摘要:大多数退行性疾病最初是逐渐丧失特定类型的细胞,最后症状逐渐明显。比如说I型糖尿病,80%左右的胰岛B细胞丢失了,人体就会出现高血糖症状;再如帕金森,脑的神经细胞在特定的某个部分中所占的比例下降了70到80,人的运动功能就会出现障碍。因此提前阻止细胞的破损是至关重要的,但由于早期细胞损坏的研究模型限制,因此提前阻止细胞损害颇具挑战。
Most degenerative diseases begin with a gradual loss of specific cell types that progresses, eventually leading to symptoms. For example, in type I diabetes, hyperglycemia commonly develops when approximately 80 percent of the beta cells in the pancreas are lost; in Parkinson's disease, motor dysfunction typically begins when neurons in a certain portion of the brain are decreased by 70 to 80 percent. Finding ways to stop early cell destruction is vital, but methods to do so have proven challenging because of limitations of models for early stages of cell loss.
A research team led by Albert Edge, Ph.D., principal investigator at the Massachusetts Eye and Ear Infirmary's Eaton-Peabody Laboratory and associate professor at Harvard Medical School, have engineered a new mouse that that can be used for research on degenerative disease. Their paper describing the findings was published on May 16 in the Journal of Clinical Investigation.
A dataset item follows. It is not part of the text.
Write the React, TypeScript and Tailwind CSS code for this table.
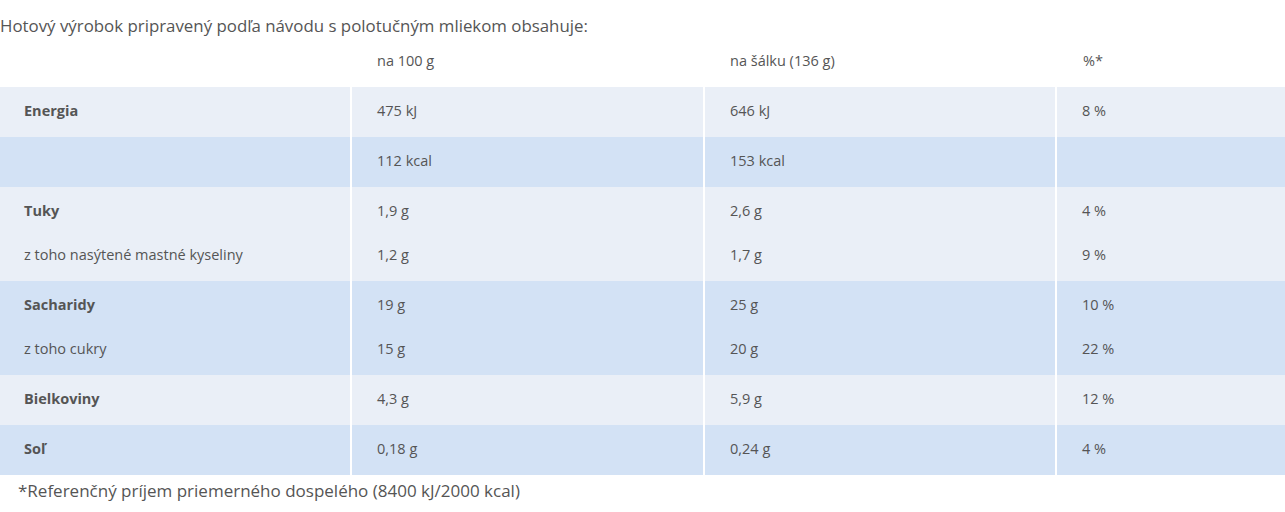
type Row = {
  label: string[];
  per100: string[];
  perCup: string[];
  ri: string[];
  dark?: boolean;
};

const rows: Row[] = [
  { label: ["Energia"], per100: ["475 kJ"], perCup: ["646 kJ"], ri: ["8 %"] },
  { label: [""], per100: ["112 kcal"], perCup: ["153 kcal"], ri: [""], dark: true },
  {
    label: ["Tuky", "z toho nasýtené mastné kyseliny"],
    per100: ["1,9 g", "1,2 g"],
    perCup: ["2,6 g", "1,7 g"],
    ri: ["4 %", "9 %"],
  },
  {
    label: ["Sacharidy", "z toho cukry"],
    per100: ["19 g", "15 g"],
    perCup: ["25 g", "20 g"],
    ri: ["10 %", "22 %"],
    dark: true,
  },
  { label: ["Bielkoviny"], per100: ["4,3 g"], perCup: ["5,9 g"], ri: ["12 %"] },
  { label: ["Soľ"], per100: ["0,18 g"], perCup: ["0,24 g"], ri: ["4 %"], dark: true },
];

const Cell = (props: { lines: string[]; dark?: boolean; first?: boolean }) => {
  const { lines, dark, first } = props;
  return (
    <div
      className={`flex flex-col gap-[20px] pt-[12px] pb-[14px] ${first ? "pl-[24px]" : "pl-[25px]"} ${
        dark ? "bg-[#d3e2f5]" : "bg-[#eaeff7]"
      }`}
    >
      {lines.map((line, i) => (
        <div
          key={i}
          className={`h-[24px] leading-[24px] whitespace-nowrap ${first && i === 0 ? "font-bold" : ""}`}
        >
          {line}
        </div>
      ))}
    </div>
  );
};

export default function App() {
  return (
    <div className="w-[1285px] bg-white text-[#555555] font-['Open_Sans',sans-serif]">
      <p className="pt-[14px] text-[16.85px] leading-[24px] whitespace-nowrap">
        Hotový výrobok pripravený podľa návodu s polotučným mliekom obsahuje:
      </p>
      <div className="grid grid-cols-[350px_351px_350px_228px] gap-x-[2px] text-[14.5px]">
        <div className="h-[49px]" />
        <div className="h-[49px] pl-[25px] leading-[46px]">na 100 g</div>
        <div className="h-[49px] pl-[25px] leading-[46px]">na šálku (136 g)</div>
        <div className="h-[49px] pl-[26px] leading-[46px]">%*</div>
        {rows.map((row, i) => (
          <>
            <Cell key={`a${i}`} lines={row.label} dark={row.dark} first />
            <Cell key={`b${i}`} lines={row.per100} dark={row.dark} />
            <Cell key={`c${i}`} lines={row.perCup} dark={row.dark} />
            <Cell key={`d${i}`} lines={row.ri} dark={row.dark} />
          </>
        ))}
      </div>
      <p className="pl-[18px] pt-[4px] pb-[20px] text-[17px] leading-[24px] whitespace-nowrap">
        *Referenčný príjem priemerného dospelého (8400 kJ/2000 kcal)
      </p>
    </div>
  );
}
The "Mos-iCsp3" mouse (for "mosaic inducible caspase 3 mouse") is engineered so that administration of a drug initiates destruction of cells in specifically designated tissues, explains Dr. Edge. Selection of the cell type to be killed is achieved by mating the Mos-iCsp3 mouse with a "Cre" mouse in which an enzyme called Cre recombinase is contained in selected tissues. Any cell that contains the enzyme begins to produce caspase 3. This protein, a so-called "cell death" protein, is subsequently kept in an inactive form until the mouse is treated with a drug that activates caspase 3. Upon treatment with the drug the selected cells die. Several hundred Cre mice exist and cover a broad array of cell types.
"The mouse provides a way to study degenerative diseases and a model organism in which to develop therapies for those diseases," Dr. Edge said. "We targeted inner ear hair cells, beta cells in the pancreas, and epidermal cells. We found that whereas the beta cells and skin cells showed some regeneration in response to cellular loss, inner ear hair cells were not capable of regeneration and thus hair cell death caused partial deafness. The mouse will expedite our efforts to replace inner ear cells lost in deafness."